Problem requirements:
Make an exact copy of all the material below, apart from the pictures.

Available records:
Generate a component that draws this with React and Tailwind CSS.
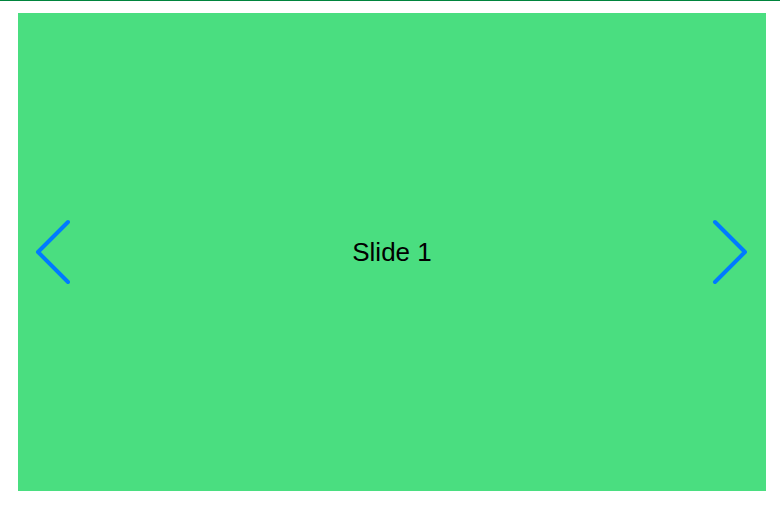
const Chevron = ({ dir }) => (
  <svg width="36" height="67" viewBox="0 0 36 67" fill="none" className="text-[#007aff]">
    {dir === "left" ? (
      <path d="M33 3.5 L3 33.5 L33 63.5" stroke="currentColor" strokeWidth="4" strokeLinecap="round" strokeLinejoin="round" />
    ) : (
      <path d="M3 3.5 L33 33.5 L3 63.5" stroke="currentColor" strokeWidth="4" strokeLinecap="round" strokeLinejoin="round" />
    )}
  </svg>
);

export default function App() {
  return (
    <div className="w-[780px] h-[507px] bg-white font-['Liberation_Sans',Arial,sans-serif]">
      <div className="h-px bg-[#00843d]" />
      <div className="pt-3 pl-[18px] pr-[14px]">
        <div className="relative h-[478px] bg-[#4ade80] flex items-center justify-center">
          <span className="text-[26px] text-black">Slide 1</span>
          <button className="absolute left-[17px] top-1/2 -translate-y-1/2 flex">
            <Chevron dir="left" />
          </button>
          <button className="absolute right-[18px] top-1/2 -translate-y-1/2 flex">
            <Chevron dir="right" />
          </button>
        </div>
      </div>
    </div>
  );
}
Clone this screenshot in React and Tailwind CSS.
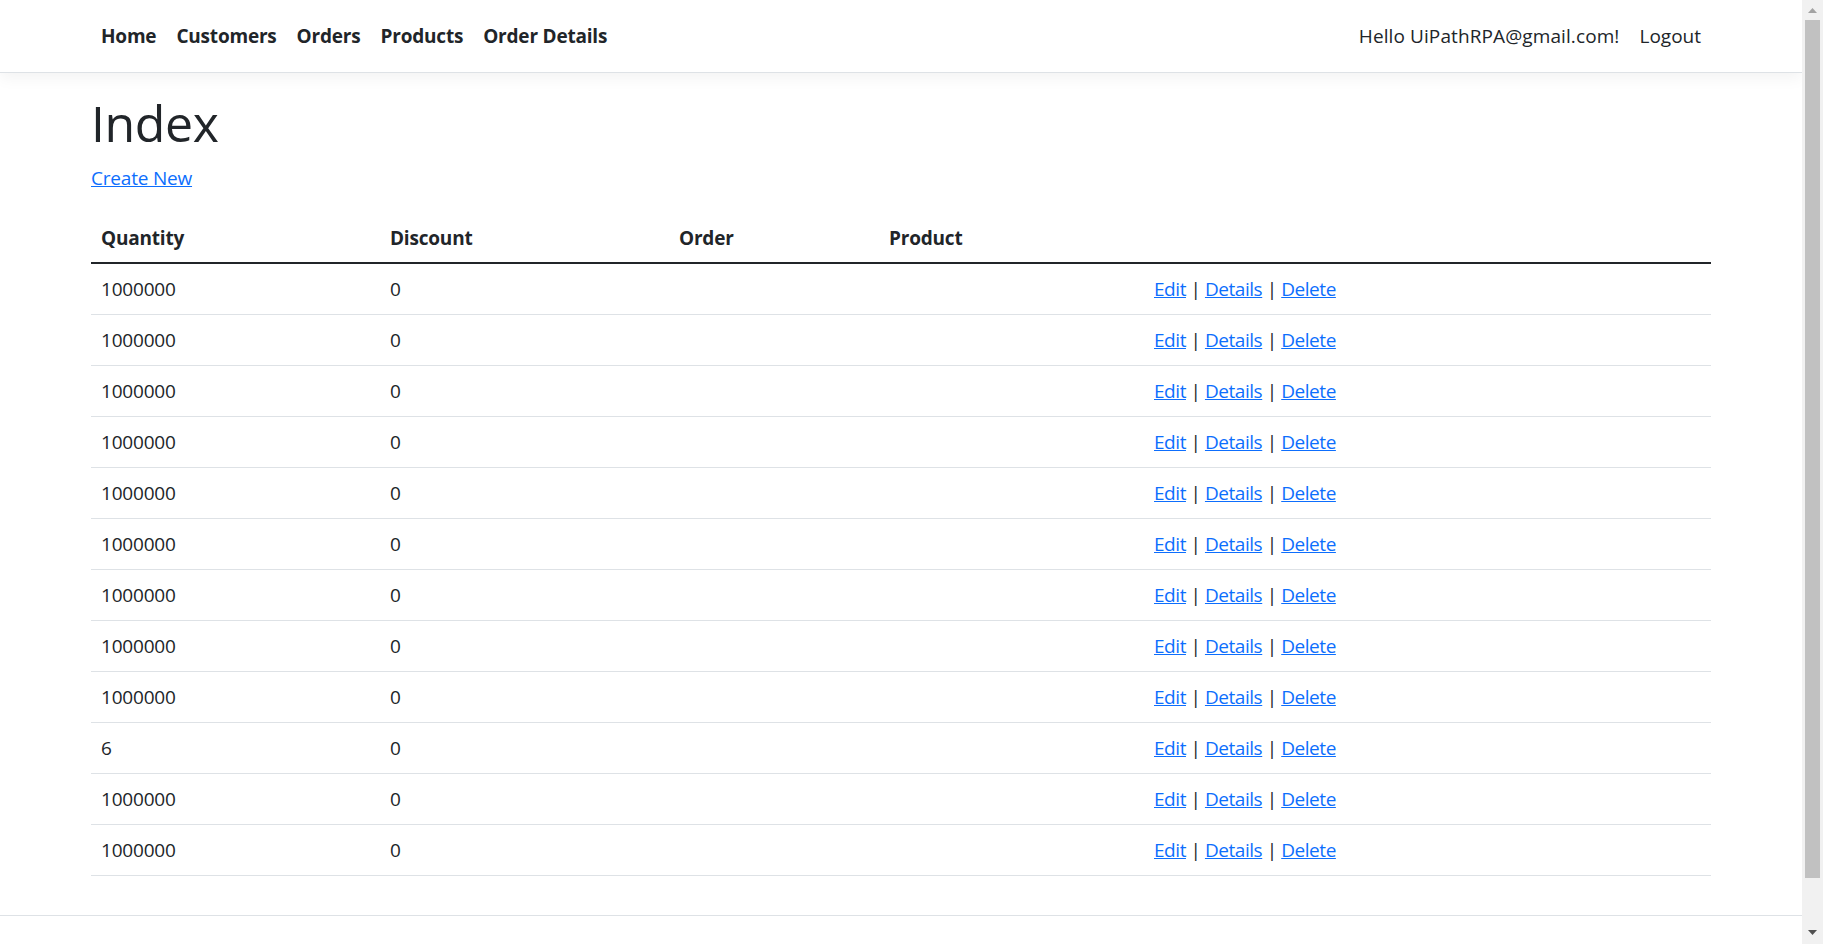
import React from 'react'

const navItems = ['Home', 'Customers', 'Orders', 'Products', 'Order Details']

const rows = [
  '1000000', '1000000', '1000000', '1000000', '1000000', '1000000',
  '1000000', '1000000', '1000000', '6', '1000000', '1000000',
]

export default function App() {
  return (
    <div className="flex h-[944px] overflow-hidden bg-white text-[19px] leading-[30px] text-[#212529] font-['Open_Sans','Noto_Sans',sans-serif] tracking-[-0.2px]">
      <div className="flex min-w-0 flex-1 flex-col">
        {/* Navbar */}
        <header className="mb-[20px] border-b border-[#dee2e6] bg-white shadow-[0_5px_15px_rgba(0,0,0,0.05)]">
          <nav className="mx-auto flex w-[1650px] items-center justify-between px-[15px] py-[11px]">
            <ul className="flex">
              {navItems.map((item) => (
                <li key={item}>
                  <a href="#" className="block px-[10px] py-[10px] font-bold text-[#212529]">
                    {item}
                  </a>
                </li>
              ))}
            </ul>
            <ul className="flex">
              <li>
                <span className="block px-[10px] py-[10px] tracking-[0.1px] text-[#212529]">Hello UiPathRPA@gmail.com!</span>
              </li>
              <li>
                <a href="#" className="block px-[10px] py-[10px] tracking-normal text-[#212529]">Logout</a>
              </li>
            </ul>
          </nav>
        </header>

        {/* Main */}
        <main className="mx-auto w-[1650px] px-[15px]">
          <h1 className="mb-[10px] text-[50px] font-medium leading-[60px] tracking-[-0.4px]">Index</h1>
          <p className="mb-[20px]">
            <a href="#" className="text-[#0d6efd] underline">Create New</a>
          </p>
          <table className="mb-[39px] w-full table-fixed border-collapse text-left">
            <thead>
              <tr className="border-b-2 border-[#212529]">
                <th className="w-[289px] px-[10px] pt-[10px] pb-[9px] font-bold">Quantity</th>
                <th className="w-[289px] px-[10px] pt-[10px] pb-[9px] font-bold">Discount</th>
                <th className="w-[210px] px-[10px] pt-[10px] pb-[9px] font-bold">Order</th>
                <th className="w-[265px] px-[10px] pt-[10px] pb-[9px] font-bold">Product</th>
                <th className="w-[567px] px-[10px] pt-[10px] pb-[9px]"></th>
              </tr>
            </thead>
            <tbody>
              {rows.map((qty, index) => (
                <tr key={index} className="border-b border-[#dee2e6]">
                  <td className="px-[10px] py-[10px]">{qty}</td>
                  <td className="px-[10px] py-[10px]">0</td>
                  <td className="px-[10px] py-[10px]"></td>
                  <td className="px-[10px] py-[10px]"></td>
                  <td className="px-[10px] py-[10px] tracking-[-0.45px]">
                    <a href="#" className="text-[#0d6efd] underline">Edit</a> |{' '}
                    <a href="#" className="text-[#0d6efd] underline">Details</a> |{' '}
                    <a href="#" className="text-[#0d6efd] underline">Delete</a>
                  </td>
                </tr>
              ))}
            </tbody>
          </table>
        </main>

        {/* Footer */}
        <footer className="h-[75px] border-t border-[#dee2e6]"></footer>
      </div>

      {/* Scrollbar */}
      <div className="flex w-[21px] shrink-0 flex-col bg-[#f1f1f1]">
        <div className="flex h-[20px] items-center justify-center">
          <svg width="9" height="5" viewBox="0 0 9 5">
            <path d="M4.5 0L9 5H0z" fill="#a3a3a3" />
          </svg>
        </div>
        <div className="mx-[3px] h-[858px] bg-[#c1c1c1]"></div>
        <div className="flex-1"></div>
        <div className="flex h-[24px] items-center justify-center">
          <svg width="9" height="5" viewBox="0 0 9 5">
            <path d="M0 0H9L4.5 5z" fill="#505050" />
          </svg>
        </div>
      </div>
    </div>
  )
}
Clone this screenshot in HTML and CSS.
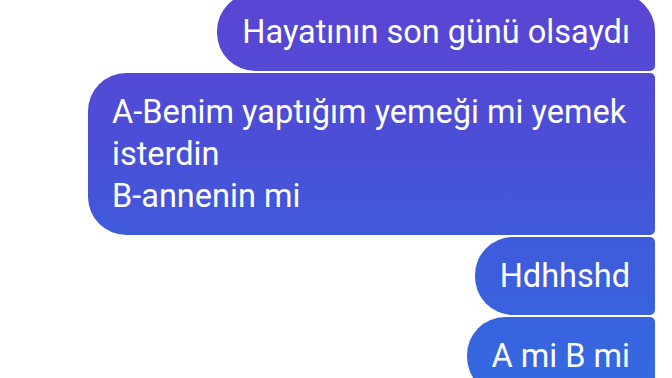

In response:
Generate a component that draws this with React and Tailwind CSS.
const Chevron = ({ dir }) => (
  <svg width="36" height="67" viewBox="0 0 36 67" fill="none" className="text-[#007aff]">
    {dir === "left" ? (
      <path d="M33 3.5 L3 33.5 L33 63.5" stroke="currentColor" strokeWidth="4" strokeLinecap="round" strokeLinejoin="round" />
    ) : (
      <path d="M3 3.5 L33 33.5 L3 63.5" stroke="currentColor" strokeWidth="4" strokeLinecap="round" strokeLinejoin="round" />
    )}
  </svg>
);

export default function App() {
  return (
    <div className="w-[780px] h-[507px] bg-white font-['Liberation_Sans',Arial,sans-serif]">
      <div className="h-px bg-[#00843d]" />
      <div className="pt-3 pl-[18px] pr-[14px]">
        <div className="relative h-[478px] bg-[#4ade80] flex items-center justify-center">
          <span className="text-[26px] text-black">Slide 1</span>
          <button className="absolute left-[17px] top-1/2 -translate-y-1/2 flex">
            <Chevron dir="left" />
          </button>
          <button className="absolute right-[18px] top-1/2 -translate-y-1/2 flex">
            <Chevron dir="right" />
          </button>
        </div>
      </div>
    </div>
  );
}
Clone this screenshot in React and Tailwind CSS.
import React from 'react'

const navItems = ['Home', 'Customers', 'Orders', 'Products', 'Order Details']

const rows = [
  '1000000', '1000000', '1000000', '1000000', '1000000', '1000000',
  '1000000', '1000000', '1000000', '6', '1000000', '1000000',
]

export default function App() {
  return (
    <div className="flex h-[944px] overflow-hidden bg-white text-[19px] leading-[30px] text-[#212529] font-['Open_Sans','Noto_Sans',sans-serif] tracking-[-0.2px]">
      <div className="flex min-w-0 flex-1 flex-col">
        {/* Navbar */}
        <header className="mb-[20px] border-b border-[#dee2e6] bg-white shadow-[0_5px_15px_rgba(0,0,0,0.05)]">
          <nav className="mx-auto flex w-[1650px] items-center justify-between px-[15px] py-[11px]">
            <ul className="flex">
              {navItems.map((item) => (
                <li key={item}>
                  <a href="#" className="block px-[10px] py-[10px] font-bold text-[#212529]">
                    {item}
                  </a>
                </li>
              ))}
            </ul>
            <ul className="flex">
              <li>
                <span className="block px-[10px] py-[10px] tracking-[0.1px] text-[#212529]">Hello UiPathRPA@gmail.com!</span>
              </li>
              <li>
                <a href="#" className="block px-[10px] py-[10px] tracking-normal text-[#212529]">Logout</a>
              </li>
            </ul>
          </nav>
        </header>

        {/* Main */}
        <main className="mx-auto w-[1650px] px-[15px]">
          <h1 className="mb-[10px] text-[50px] font-medium leading-[60px] tracking-[-0.4px]">Index</h1>
          <p className="mb-[20px]">
            <a href="#" className="text-[#0d6efd] underline">Create New</a>
          </p>
          <table className="mb-[39px] w-full table-fixed border-collapse text-left">
            <thead>
              <tr className="border-b-2 border-[#212529]">
                <th className="w-[289px] px-[10px] pt-[10px] pb-[9px] font-bold">Quantity</th>
                <th className="w-[289px] px-[10px] pt-[10px] pb-[9px] font-bold">Discount</th>
                <th className="w-[210px] px-[10px] pt-[10px] pb-[9px] font-bold">Order</th>
                <th className="w-[265px] px-[10px] pt-[10px] pb-[9px] font-bold">Product</th>
                <th className="w-[567px] px-[10px] pt-[10px] pb-[9px]"></th>
              </tr>
            </thead>
            <tbody>
              {rows.map((qty, index) => (
                <tr key={index} className="border-b border-[#dee2e6]">
                  <td className="px-[10px] py-[10px]">{qty}</td>
                  <td className="px-[10px] py-[10px]">0</td>
                  <td className="px-[10px] py-[10px]"></td>
                  <td className="px-[10px] py-[10px]"></td>
                  <td className="px-[10px] py-[10px] tracking-[-0.45px]">
                    <a href="#" className="text-[#0d6efd] underline">Edit</a> |{' '}
                    <a href="#" className="text-[#0d6efd] underline">Details</a> |{' '}
                    <a href="#" className="text-[#0d6efd] underline">Delete</a>
                  </td>
                </tr>
              ))}
            </tbody>
          </table>
        </main>

        {/* Footer */}
        <footer className="h-[75px] border-t border-[#dee2e6]"></footer>
      </div>

      {/* Scrollbar */}
      <div className="flex w-[21px] shrink-0 flex-col bg-[#f1f1f1]">
        <div className="flex h-[20px] items-center justify-center">
          <svg width="9" height="5" viewBox="0 0 9 5">
            <path d="M4.5 0L9 5H0z" fill="#a3a3a3" />
          </svg>
        </div>
        <div className="mx-[3px] h-[858px] bg-[#c1c1c1]"></div>
        <div className="flex-1"></div>
        <div className="flex h-[24px] items-center justify-center">
          <svg width="9" height="5" viewBox="0 0 9 5">
            <path d="M0 0H9L4.5 5z" fill="#505050" />
          </svg>
        </div>
      </div>
    </div>
  )
}
Clone this screenshot in HTML and CSS.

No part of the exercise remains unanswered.